Opinião: Tridente americano

Donald Trump ainda não tomou posse, que se encontra marcada para o próximo dia 20 de Janeiro, mas já é ele, na prática, que age como presidente dos Estados Unidos da América. E ninguém lhe vai poder dizer que está a “esconder o jogo”. Desde a campanha, mas especialmente depois de ter vencido as eleições, que Trump anunciou ao que vem: “America First”.
Na minha opinião, a sua visão do mundo inclui neste slogan todos os seus aliados, aqueles que, para ele, escolham a América em detrimento da China, Rússia e Irão. Porque, a final de contas, foi sempre a América que, em tempos de crise, suportou, resgatou e libertou o Ocidente.
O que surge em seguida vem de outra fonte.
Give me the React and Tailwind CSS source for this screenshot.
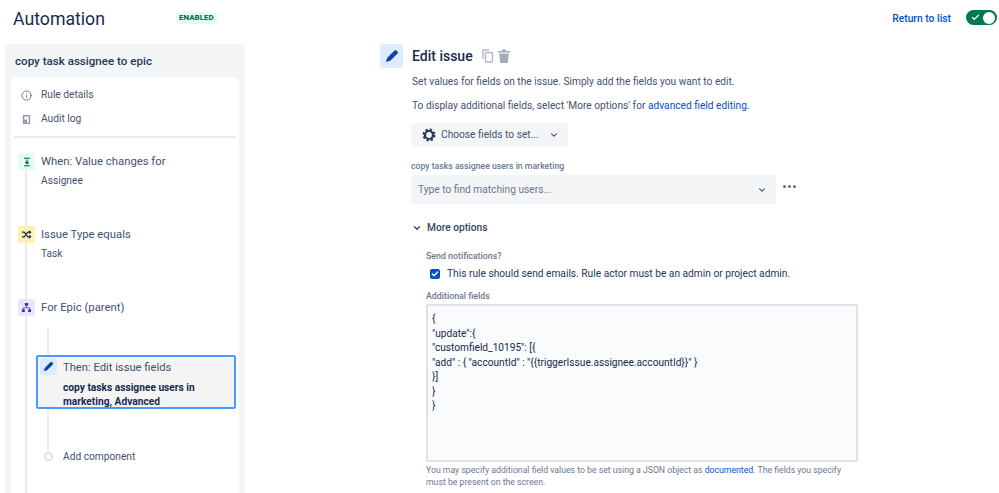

A partir do final de Janeiro, Trump irá certamente continuar o desígnio do seu primeiro mandato. Agora fala-se da Gronelândia, Panamá e Canadá, mas há-de chegar a vez de Portugal. Tal como em 2020, os Estados Unidos vão querer saber quem controla o porto de Sines (é o maior porto de águas profundas da Península Ibérica e é estrategicamente muito importante porque é o mais próximo da costa dos EUA), o 5G dos telemóveis ou a EDP. Acima de tudo, se é a China ou não. Não se trata só de fazer negócios com os americanos; trata-se de manter o Ocidente forte, capaz de afastar a “invasão” oriental, se necessário enfrentá-la (o que pode acontecer em solo oriental, por exemplo em Taiwan).
A abordagem de Trump podia ser mais, digamos, subtil e diplomática, mas o seu perfil agressivo leva-o a dizer “Demos o canal do Panamá ao Panamá. Não o demos à China”, pouco tempo antes do funeral de Jimmy Carter, o presidente que em 1999 assinou o tratado que entregou o canal ao Panamá. Não obstante, a ideologia de Donald Trump é cristalina: a globalização do mundo deve ser feita por intermédio da expansão dos EUA. Em 2018, afirmou numa Assembleia Geral da ONU que a política formal dos EUA era a de rejeitar a interferência de nações estrangeiras no hemisfério ocidental, fazendo alusão à doutrina do presidente Monroe e que Obama (por intermédio do seu secretário de Estado, John Kerry) tinha declarado “morta”.
A visão de Donald Trump, suportada numa confiança inabalável nele próprio, não está isenta de riscos, como qualquer outra. A começar pela Ucrânia, se aceitar os termos de Putin para que termine a guerra. Invadir a Gronelândia seria rasgar o direito internacional. Tomar de assalto o canal do Panamá seria pirataria. Insultar o Canadá é desrespeito. As reacções negativas que possam advir desta abordagem intimidante de Trump pode, ao invés do pretendido, aproximar mais países da China e enfraquecer amizades seculares dos Estados Unidos.